◆ Records for this exercise:
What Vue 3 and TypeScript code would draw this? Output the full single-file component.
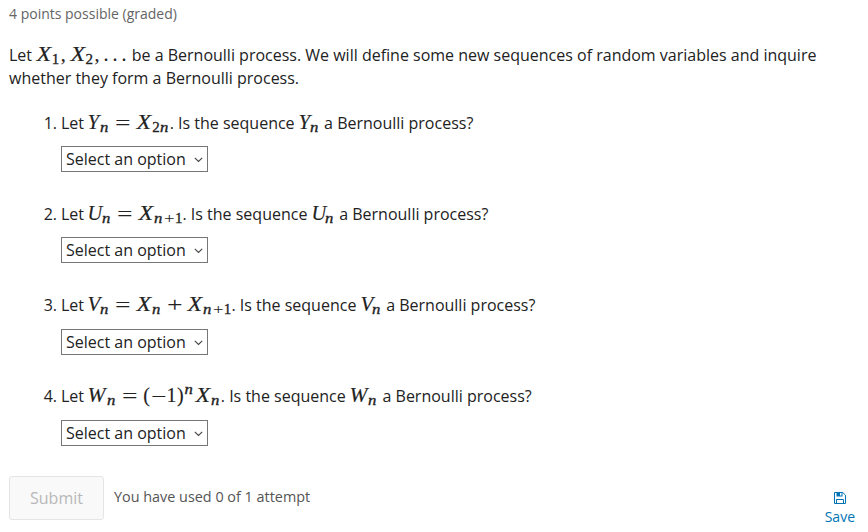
<script setup lang="ts">
import { ref } from 'vue'

type Kind = 'var' | 'sub' | 'subnum' | 'sup' | 'num' | 'op' | 'punct' | 'text'

interface Token {
  kind: Kind
  text: string
  /** advance width in px; plain text keeps its own width */
  w?: number
}

const v = (text: string, w: number): Token => ({ kind: 'var', text, w })
const sub = (text: string, w: number): Token => ({ kind: 'sub', text, w })
const subnum = (text: string, w: number): Token => ({ kind: 'subnum', text, w })
const sup = (text: string, w: number): Token => ({ kind: 'sup', text, w })
const num = (text: string, w: number): Token => ({ kind: 'num', text, w })
const op = (text: string, w: number): Token => ({ kind: 'op', text, w })
const punct = (text: string, w: number): Token => ({ kind: 'punct', text, w })
const txt = (text: string): Token => ({ kind: 'text', text })

const intro: Token[] = [
  txt('Let '),
  v('X', 15.6), subnum('1', 9), punct(',', 9),
  v('X', 15.6), subnum('2', 9), punct(',', 9.2),
  punct('.', 9), punct('.', 9), punct('.', 6),
  txt(' be a Bernoulli process. We will define some new sequences of random variables and inquire whether they form a Bernoulli process.'),
]

const questions: Token[][] = [
  [
    txt('Let '), v('Y', 11.5), sub('n', 15.3), op('=', 21.2), v('X', 16.1), subnum('2', 7.4), sub('n', 10),
    txt('. Is the sequence '), v('Y', 11.5), sub('n', 9.7), txt(' a Bernoulli process?'),
  ],
  [
    txt('Let '), v('U', 13.7), sub('n', 15.3), op('=', 21.2), v('X', 16.1), sub('n', 9.5), subnum('+', 11), subnum('1', 7.5),
    txt('. Is the sequence '), v('U', 13.7), sub('n', 9.8), txt(' a Bernoulli process?'),
  ],
  [
    txt('Let '), v('V', 11.5), sub('n', 15.3), op('=', 21.2), v('X', 16.1), sub('n', 14.4), op('+', 20.2),
    v('X', 16.1), sub('n', 9.6), subnum('+', 11.1), subnum('1', 7.8),
    txt('. Is the sequence '), v('V', 11.5), sub('n', 10), txt(' a Bernoulli process?'),
  ],
  [
    txt('Let '), v('W', 18.5), sub('n', 15.6), op('=', 21), num('(', 7.7), op('−', 15.5), num('1', 10.5), num(')', 7.2),
    sup('n', 10.6), v('X', 16), sub('n', 10),
    txt('. Is the sequence '), v('W', 18.5), sub('n', 10), txt(' a Bernoulli process?'),
  ],
]

const answers = ref<string[]>(questions.map(() => ''))
</script>

<template>
  <main class="problem">
    <div class="progress">4 points possible (graded)</div>
    <p class="intro">
      <template v-for="(t, i) in intro" :key="i"><template v-if="t.kind === 'text'">{{ t.text }}</template><span v-else class="math" :style="{ width: t.w + 'px' }"><span class="glyph" :class="[t.kind, 'g-' + t.text]">{{ t.text }}</span></span></template>
    </p>

    <ol class="questions">
      <li v-for="(q, qi) in questions" :key="qi" class="question">
        <span class="marker">{{ qi + 1 }}.</span>
        <div class="stem"><template v-for="(t, i) in q" :key="i"><template v-if="t.kind === 'text'">{{ t.text }}</template><span v-else class="math" :style="{ width: t.w + 'px' }"><span class="glyph" :class="[t.kind, 'g-' + t.text]">{{ t.text }}</span></span></template></div>
        <div class="field">
          <select v-model="answers[qi]" class="select">
            <option value="">Select an option</option>
            <option value="yes">Yes</option>
            <option value="no">No</option>
          </select>
          <svg class="chevron" width="9" height="6" viewBox="0 0 9 6" aria-hidden="true">
            <path d="M.8.8 4.5 4.5 8.2.8" fill="none" stroke="#444" stroke-width="1.1" />
          </svg>
        </div>
      </li>
    </ol>

    <footer class="actions">
      <button class="submit" disabled>Submit</button>
      <span class="attempts">You have used 0 of 1 attempt</span>
      <button class="save">
        <svg width="12" height="12" viewBox="0 0 12 12" aria-hidden="true">
          <path d="M.5.5h8.3l2.7 2.7v8.3H.5z" fill="none" stroke="currentColor" />
          <path d="M2.5.5h6v4h-6z" fill="currentColor" />
          <path d="M6 1h1.5v2.5H6z" fill="#fff" />
          <path d="M2.5 11.5v-4h7v4" fill="none" stroke="currentColor" />
        </svg>
        <span>Save</span>
      </button>
    </footer>
  </main>
</template>

<style>
body {
  margin: 0;
  background: #fff;
}
</style>

<style scoped>
.problem {
  box-sizing: border-box;
  width: 868px;
  height: 532px;
  padding: 4px 9px 0;
  overflow: hidden;
  font: 16px/23px "Open Sans", sans-serif;
  color: #222;
}
.progress {
  font-size: 14px;
  line-height: 20px;
  color: #646464;
}
.intro {
  margin: 20px 0 0;
}
.questions {
  margin: 21.6px 0 0;
  padding: 0 0 0 52px;
  list-style: none;
}
.question {
  position: relative;
  height: 91.25px;
}
.marker {
  position: absolute;
  right: 100%;
  margin-right: 4px;
}
.stem {
  height: 23px;
  white-space: pre;
}
.math {
  display: inline-block;
  line-height: 0;
  white-space: nowrap;
}
.glyph {
  display: inline-block;
  font-family: "Liberation Serif", serif;
  font-size: 20px;
  line-height: 0;
  transform-origin: 0 0;
  -webkit-text-stroke: 0.15px currentColor;
}
.var {
  font-style: italic;
  transform: translateX(0.6px) scaleX(1.2);
}
.g-Y,
.g-V {
  transform: translateX(-0.5px) scaleX(1.05);
}
.g-U {
  transform: translateX(-0.5px) scaleX(1.02);
}
.g-W {
  transform: translateX(-0.5px) scaleX(1.08);
}
.sub,
.sup {
  font-size: 14.5px;
  font-style: italic;
  -webkit-text-stroke-width: 0.35px;
  transform: translateY(3px) scaleX(1.15);
}
.sup {
  transform: translate(0.5px, -8px) scaleX(1.15);
}
.subnum {
  font-size: 15px;
  -webkit-text-stroke-width: 0.3px;
  transform: translateY(3px);
}
.subnum.g-\+ {
  -webkit-text-stroke-width: 0;
  transform: translateY(3px) scaleX(1.25);
}
.op {
  -webkit-text-stroke-width: 0;
  transform: translateY(1px) scaleX(1.38);
}
.field {
  position: relative;
  width: 147px;
  height: 26px;
  margin-top: 11.5px;
}
.question:nth-child(n + 3) .field {
  margin-top: 12px;
}
.select {
  display: block;
  box-sizing: border-box;
  width: 147px;
  height: 26px;
  margin: 0;
  padding: 0 4px;
  border: 1px solid #767676;
  border-radius: 0;
  appearance: none;
  background: #fff;
  font: inherit;
  color: #222;
}
.chevron {
  position: absolute;
  right: 5px;
  top: 11px;
}
.actions {
  display: flex;
  align-items: flex-start;
  margin-top: -1px;
}
.submit {
  width: 95px;
  height: 44px;
  padding: 1px 0 0;
  border: 1px solid #e5e5e5;
  border-radius: 3px;
  background: #f9f9f9;
  font: inherit;
  color: #b8b8b8;
}
.attempts {
  margin: 11px 0 0 10px;
  font-size: 14.4px;
  line-height: 20px;
  color: #555;
}
.save {
  display: flex;
  flex-direction: column;
  align-items: center;
  gap: 3px;
  margin: 16px 4px 0 auto;
  padding: 0;
  border: 0;
  background: none;
  font: 14px/20px "Open Sans", sans-serif;
  color: #0075b4;
}
</style>
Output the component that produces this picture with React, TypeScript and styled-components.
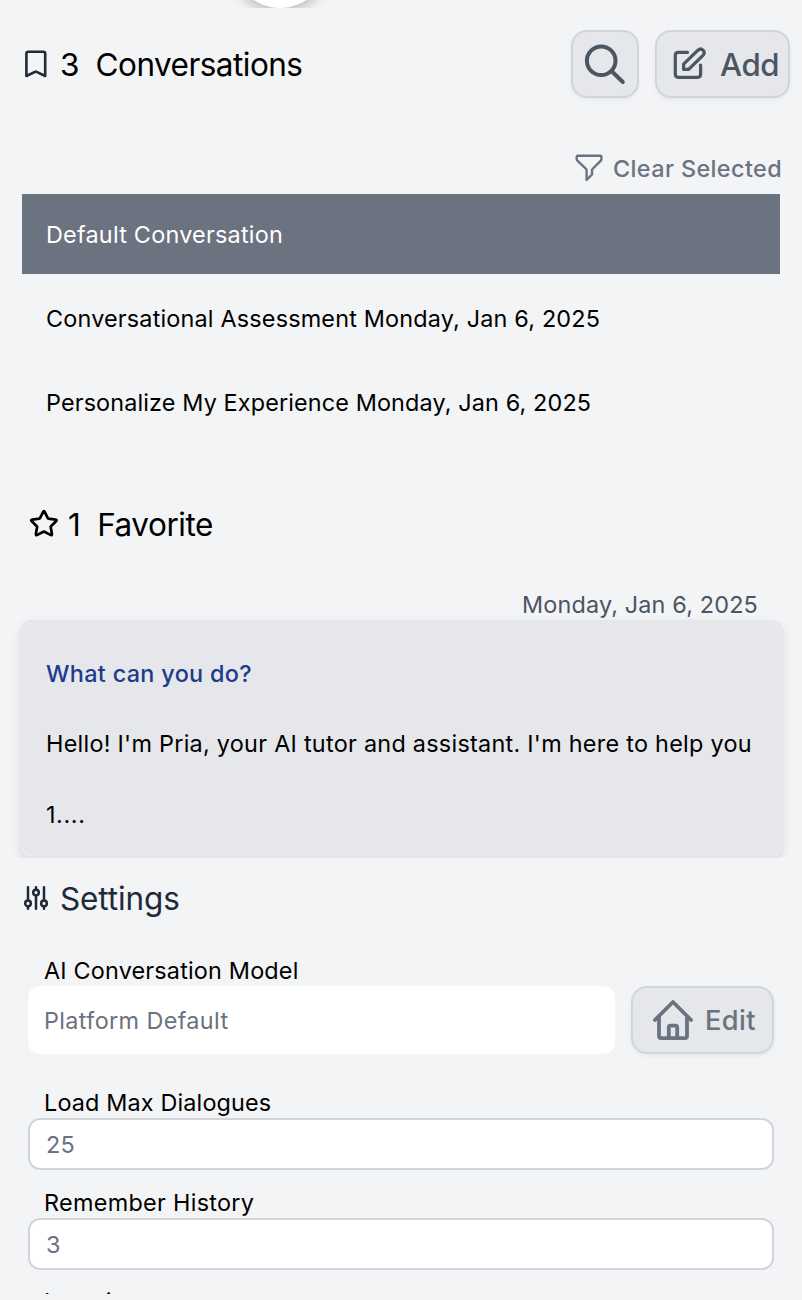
import React from "react";
import styled, { createGlobalStyle } from "styled-components";

const GlobalStyle = createGlobalStyle`
  * { box-sizing: border-box; }
  body {
    margin: 0;
    background: #f3f4f6;
    font-family: Inter, "Liberation Sans", sans-serif;
    color: #000;
  }
`;

const Page = styled.main`
  width: 802px;
  height: 1300px;
  overflow: hidden;
  display: flex;
  flex-direction: column;
  background: #f3f4f6;
`;

const AvatarStrip = styled.div`
  height: 8px;
  flex: none;
  overflow: hidden;
  display: flex;
  align-items: flex-end;
  padding-left: 232px;
`;

const Avatar = styled.div`
  width: 96px;
  height: 96px;
  flex: none;
  border-radius: 50%;
  background: #fff;
  box-shadow: 0 4px 14px rgba(0, 0, 0, 0.24);
`;

const Text = styled.span<{ $size?: number; $track?: number; $weight?: number; $color?: string }>`
  display: block;
  padding-top: 2px;
  font-size: ${(p) => p.$size ?? 23.4}px;
  letter-spacing: ${(p) => p.$track ?? 0}px;
  font-weight: ${(p) => p.$weight ?? 400};
  color: ${(p) => p.$color ?? "inherit"};
  line-height: 1.25;
  white-space: pre;
`;

const Header = styled.header`
  display: flex;
  align-items: center;
  flex: none;
  height: 68px;
  margin-top: 22px;
  padding: 0 12px 0 24px;
`;

const Title = styled.h2<{ $gap: number }>`
  display: flex;
  align-items: center;
  flex: none;
  gap: ${(p) => p.$gap}px;
  margin: 0;
  font-weight: 400;
`;

const Actions = styled.div`
  display: flex;
  gap: 16px;
  margin-left: auto;
`;

const Button = styled.button<{ $width: number; $pad: number; $gap: number; $color: string }>`
  display: flex;
  align-items: center;
  flex: none;
  gap: ${(p) => p.$gap}px;
  width: ${(p) => p.$width}px;
  height: 68px;
  padding: 0 0 0 ${(p) => p.$pad}px;
  border: 2px solid #d1d5db;
  border-radius: 16px;
  background: #e5e7eb;
  box-shadow: 0 2px 4px rgba(0, 0, 0, 0.05);
  color: ${(p) => p.$color};
  font-family: inherit;
`;

const ClearRow = styled.div`
  display: flex;
  align-items: center;
  justify-content: flex-end;
  flex: none;
  gap: 10px;
  height: 52px;
  margin-top: 44px;
  padding-right: 20px;
  color: #6b7280;
`;

const List = styled.ul`
  display: flex;
  flex-direction: column;
  flex: none;
  gap: 4px;
  margin: 0 22px;
  padding: 0;
  list-style: none;
`;

const Item = styled.li<{ $active?: boolean }>`
  display: flex;
  align-items: center;
  height: 80px;
  padding-left: 24px;
  background: ${(p) => (p.$active ? "#6b7280" : "transparent")};
  color: ${(p) => (p.$active ? "#fff" : "#000")};
`;

const FavoriteHeader = styled.header`
  display: flex;
  align-items: center;
  flex: none;
  height: 60px;
  margin-top: 52px;
  padding-left: 29px;
`;

const Favorites = styled.section`
  flex: none;
  height: 304px;
  overflow: hidden;
  display: flex;
  flex-direction: column;
`;

const DateLine = styled.div`
  display: flex;
  justify-content: flex-end;
  align-items: center;
  flex: none;
  height: 32px;
  margin-top: 34px;
  padding-right: 44px;
`;

const arc = (x: string, y: string) =>
  `radial-gradient(circle at ${x} ${y}, transparent 9.4px, #f0f1f3 10px, transparent 10.8px)`;

const Card = styled.article`
  display: flex;
  flex-direction: column;
  flex: none;
  height: 238px;
  margin: 0 19px 0 20px;
  padding: 18px 0 0 26px;
  border-radius: 12px;
  background-color: #e5e7eb;
  background-image: ${arc("100%", "100%")}, ${arc("0", "100%")}, ${arc("100%", "0")}, ${arc("0", "0")};
  background-size: 11px 11px;
  background-repeat: no-repeat;
  background-position: left 2px top 2px, right 2px top 2px, left 2px bottom 1px, right 2px bottom 1px;
  box-shadow: 0 4px 10px rgba(0, 0, 0, 0.1);
`;

const CardLine = styled.p`
  display: flex;
  align-items: center;
  height: 71px;
  margin: 0;
`;

const QuestionLine = styled(CardLine)`
  height: 69px;
`;

const Settings = styled.section`
  display: flex;
  flex-direction: column;
  flex: none;
  height: 436px;
  overflow: hidden;
`;

const SettingsTitle = styled(Title)`
  height: 80px;
  padding-left: 24px;
  color: #1f2937;
`;

const Field = styled.div<{ $top: number }>`
  display: flex;
  flex-direction: column;
  flex: none;
  margin: ${(p) => p.$top}px 28px 0;
`;

const Label = styled.label`
  display: flex;
  align-items: center;
  height: 32px;
  padding-left: 16px;
`;

const FieldRow = styled.div`
  display: flex;
  gap: 16px;
`;

const ModelBox = styled.div`
  display: flex;
  align-items: center;
  width: 587px;
  height: 68px;
  padding-left: 16px;
  border-radius: 12px;
  background: #fff;
`;

const NumberBox = styled.div`
  display: flex;
  align-items: center;
  height: 52px;
  padding-left: 16px;
  border: 2px solid #d1d5db;
  border-radius: 12px;
  background: #fff;
`;

const Icon = styled.svg`
  display: block;
  flex: none;
  fill: none;
  stroke: currentColor;
  stroke-linecap: round;
  stroke-linejoin: round;
`;

const BookmarkIcon = () => (
  <Icon width="24" height="30" viewBox="0 0 24 30" color="#1f2937" strokeWidth="2.6">
    <path d="M2.4 27V4.6Q2.4 2.7 4.3 2.7H19.3Q21.2 2.7 21.2 4.6V27L12.6 22.8Q11.8 22.4 11 22.8Z" />
  </Icon>
);

const SearchIcon = () => (
  <Icon width="42" height="42" viewBox="0 0 42 42" strokeWidth="4">
    <circle cx="17.2" cy="17.8" r="14.3" />
    <path d="M27.7 28.3L38.8 39" />
  </Icon>
);

const EditIcon = () => (
  <Icon width="34" height="34" viewBox="0 0 34 34" strokeWidth="3.2">
    <path d="M14.5 5.3H5.3Q2.3 5.3 2.3 8.3V27.3Q2.3 30.3 5.3 30.3H24.6Q27.6 30.3 27.6 27.3V18" />
    <path d="M10.6 22.3V17.2L25 3.2Q27.6 0.8 30.2 3.3Q32.4 5.8 30 8.3L15.6 22.3Z" />
  </Icon>
);

const FilterIcon = () => (
  <Icon width="28" height="28" viewBox="0 0 28 28" strokeWidth="2.4">
    <path d="M2.7 1.7H25.3Q26.4 1.7 26.4 2.8V5.2Q26.4 6 25.8 6.6L17.5 15Q17 15.5 17 16.3V20.5L11.6 26V16.3Q11.6 15.5 11 14.9L2.4 6.7Q1.7 6 1.7 5.2V2.8Q1.7 1.7 2.7 1.7Z" />
  </Icon>
);

const StarIcon = () => (
  <Icon width="30" height="30" viewBox="0 0.6 30 30" color="#000" strokeWidth="2.7">
    <path d="M14 3.7Q14.9 1.9 15.8 3.7L18.8 9.7Q19 10.1 19.5 10.2L26.5 11.2Q28.4 11.5 27 12.9L22 17.8Q21.6 18.2 21.7 18.8L22.9 25.4Q23.2 27.4 21.4 26.5L15.5 23.4Q14.9 23.1 14.3 23.4L8.4 26.5Q6.6 27.4 6.9 25.4L8.1 18.8Q8.2 18.2 7.8 17.8L2.8 12.9Q1.4 11.5 3.3 11.2L10.3 10.2Q10.8 10.1 11 9.7Z" />
  </Icon>
);

const SlidersIcon = () => (
  <Icon width="24" height="24" viewBox="0 0 24 24" strokeWidth="2.5">
    <path d="M4 1.3V14M4 20.8V22.7M12 1.3V3.2M12 10V22.7M20 1.3V14M20 20.8V22.7" />
    <circle cx="4" cy="17.4" r="2.8" />
    <circle cx="12" cy="6.6" r="2.8" />
    <circle cx="20" cy="17.4" r="2.8" />
  </Icon>
);

const HomeIcon = () => (
  <Icon width="40" height="40" viewBox="0 0 40 40" strokeWidth="3.8">
    <path d="M1.9 20L20 2L38.1 20" />
    <path d="M6 17V36Q6 38.1 8 38.1H32Q34 38.1 34 36V17" />
    <path d="M15.8 38V27.5Q15.8 25.7 17.5 25.7H22.5Q24.2 25.7 24.2 27.5V38" />
  </Icon>
);

export default function App() {
  return (
    <Page>
      <GlobalStyle />
      <AvatarStrip>
        <Avatar />
      </AvatarStrip>

      <Header>
        <Title $gap={12}>
          <BookmarkIcon />
          <Text $size={31.5} $track={-0.53}>{"3  Conversations"}</Text>
        </Title>
        <Actions>
          <Button $width={68} $pad={11} $gap={0} $color="#4b5563" aria-label="Search">
            <SearchIcon />
          </Button>
          <Button $width={135} $pad={16} $gap={13} $color="#4b5563">
            <EditIcon />
            <Text $size={31.2} $track={-0.4} $weight={500}>Add</Text>
          </Button>
        </Actions>
      </Header>

      <ClearRow>
        <FilterIcon />
        <Text $track={0.39} $weight={500}>Clear Selected</Text>
      </ClearRow>

      <List>
        <Item $active>
          <Text $track={0.23}>Default Conversation</Text>
        </Item>
        <Item>
          <Text $track={0.18}>Conversational Assessment Monday, Jan 6, 2025</Text>
        </Item>
        <Item>
          <Text $track={0.13}>Personalize My Experience Monday, Jan 6, 2025</Text>
        </Item>
      </List>

      <FavoriteHeader>
        <Title $gap={9}>
          <StarIcon />
          <Text $size={31.5} $track={-0.45}>{"1  Favorite"}</Text>
        </Title>
      </FavoriteHeader>

      <Favorites>
        <DateLine>
          <Text $track={0.16} $color="#4b5563">Monday, Jan 6, 2025</Text>
        </DateLine>
        <Card>
          <QuestionLine>
            <Text $track={0.33} $weight={500} $color="#1e3a8a">What can you do?</Text>
          </QuestionLine>
          <CardLine>
            <Text $track={0.27}>Hello! I'm Pria, your AI tutor and assistant. I'm here to help you</Text>
          </CardLine>
          <CardLine>
            <Text $track={0.6}>1....</Text>
          </CardLine>
        </Card>
      </Favorites>

      <Settings>
        <SettingsTitle $gap={12}>
          <SlidersIcon />
          <Text $size={31.5} $track={-0.12}>Settings</Text>
        </SettingsTitle>
        <Field $top={16}>
          <Label>
            <Text $track={0.18}>AI Conversation Model</Text>
          </Label>
          <FieldRow>
            <ModelBox>
              <Text $track={0.37} $color="#6b7280">Platform Default</Text>
            </ModelBox>
            <Button $width={143} $pad={20} $gap={12} $color="#6b7280">
              <HomeIcon />
              <Text $size={27.2} $track={0.4} $weight={500}>Edit</Text>
            </Button>
          </FieldRow>
        </Field>
        <Field $top={32}>
          <Label>
            <Text $track={0.15}>Load Max Dialogues</Text>
          </Label>
          <NumberBox>
            <Text $track={0.3} $color="#6b7280">25</Text>
          </NumberBox>
        </Field>
        <Field $top={16}>
          <Label>
            <Text $track={0.3}>Remember History</Text>
          </Label>
          <NumberBox>
            <Text $color="#6b7280">3</Text>
          </NumberBox>
        </Field>
        <Field $top={15}>
          <Label>
            <Text>Location</Text>
          </Label>
        </Field>
      </Settings>
    </Page>
  );
}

◆ Instruction: What is the number of lines in these records that contain "Output"? Reply with the number only.

◆ Complete answer: 2